Marble Bar Community Resource Centre project manager Brooke Patterson said if the review was not successful in stopping the funding cuts, it could mean the end of the centre in Marble Bar.

“We’re looking at quite possibly closing — it sounds dramatic but if you’re forced to have only one staff member doing all the work then you’ll have burnout,” she said.

“It’s also not just about keeping doors open and people sending emails — the CRCs are becoming more than that. Here in Marble Bar we’re also the Centrelink agent and we put on trainees.

“I think the review is important and will be effective because it will show (the Government) that every-one can do it themselves now and that’s just incorrect.

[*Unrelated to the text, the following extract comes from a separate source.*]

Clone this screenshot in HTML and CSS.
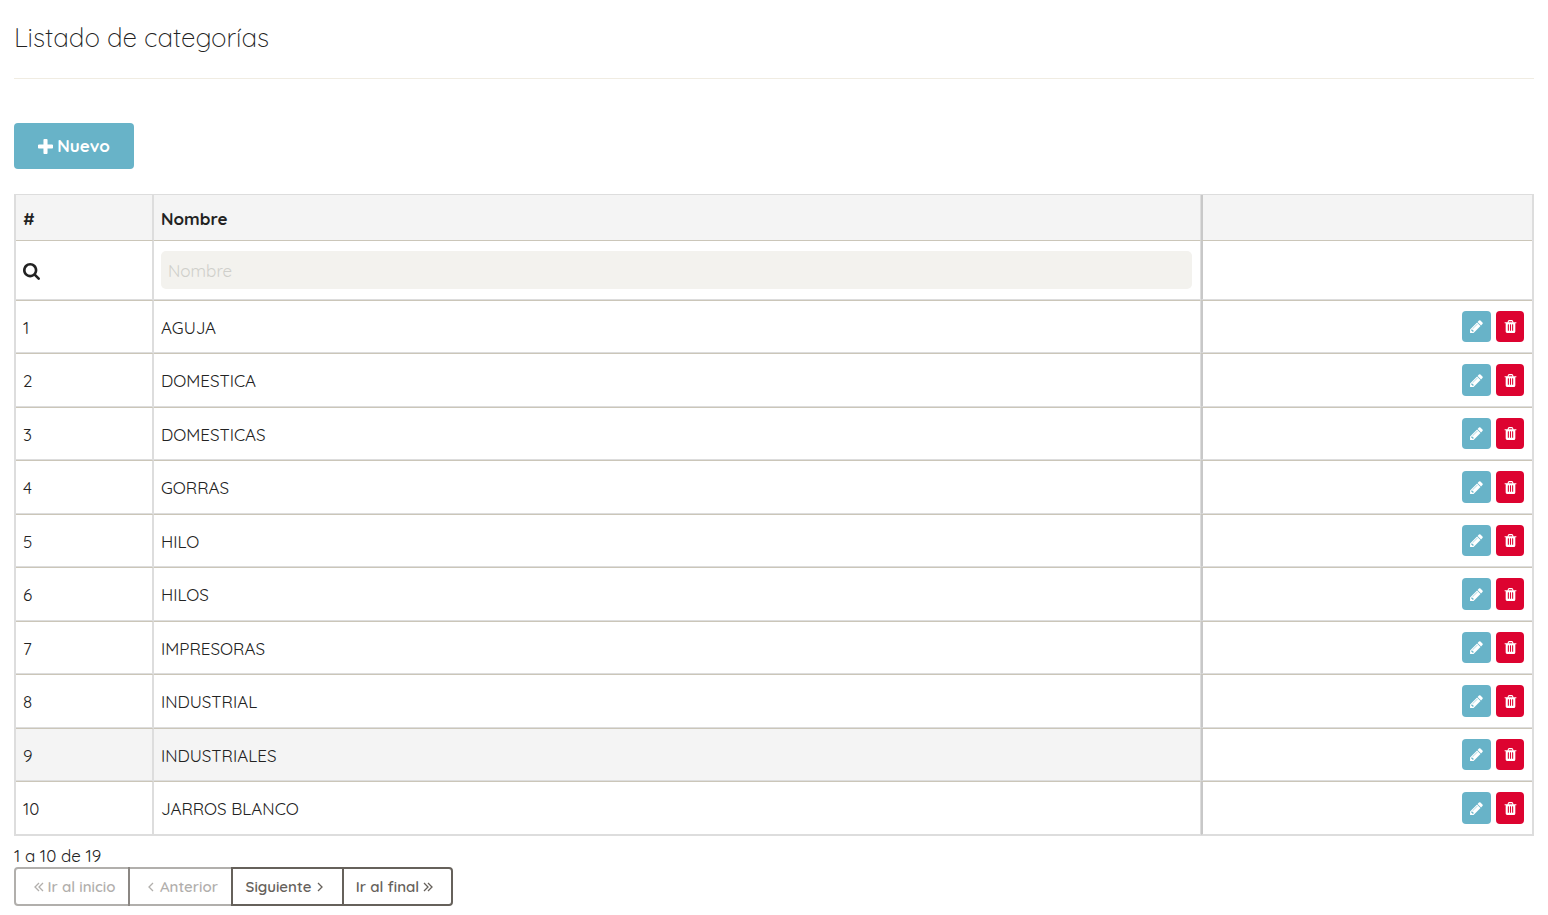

It would enlighten them to the plight of people in remote situations.”

Ms MacTiernan said the costs of running CRCs had blown out under the Barnett government.

“The total CRC operational cost of $5.9 million in 2009-10 ballooned to $13 million five years later,” she said. “We acknowledge that CRCs provide valuable services, but there is huge variability between individual CRCs in terms of usage and the level of service offered. We also need to take a real look at the locations of our CRCs — there is a disparity in how resources are allocated between the regions.

“But we have to be clear — the budget has been set in line with the State’s current financial capabilities, and this allocation will not change.

“The review will ensure that funding is distributed equitably.”

The Department of Primary Industries and Regional Development will conduct the review, anticipated to be completed by mid-year.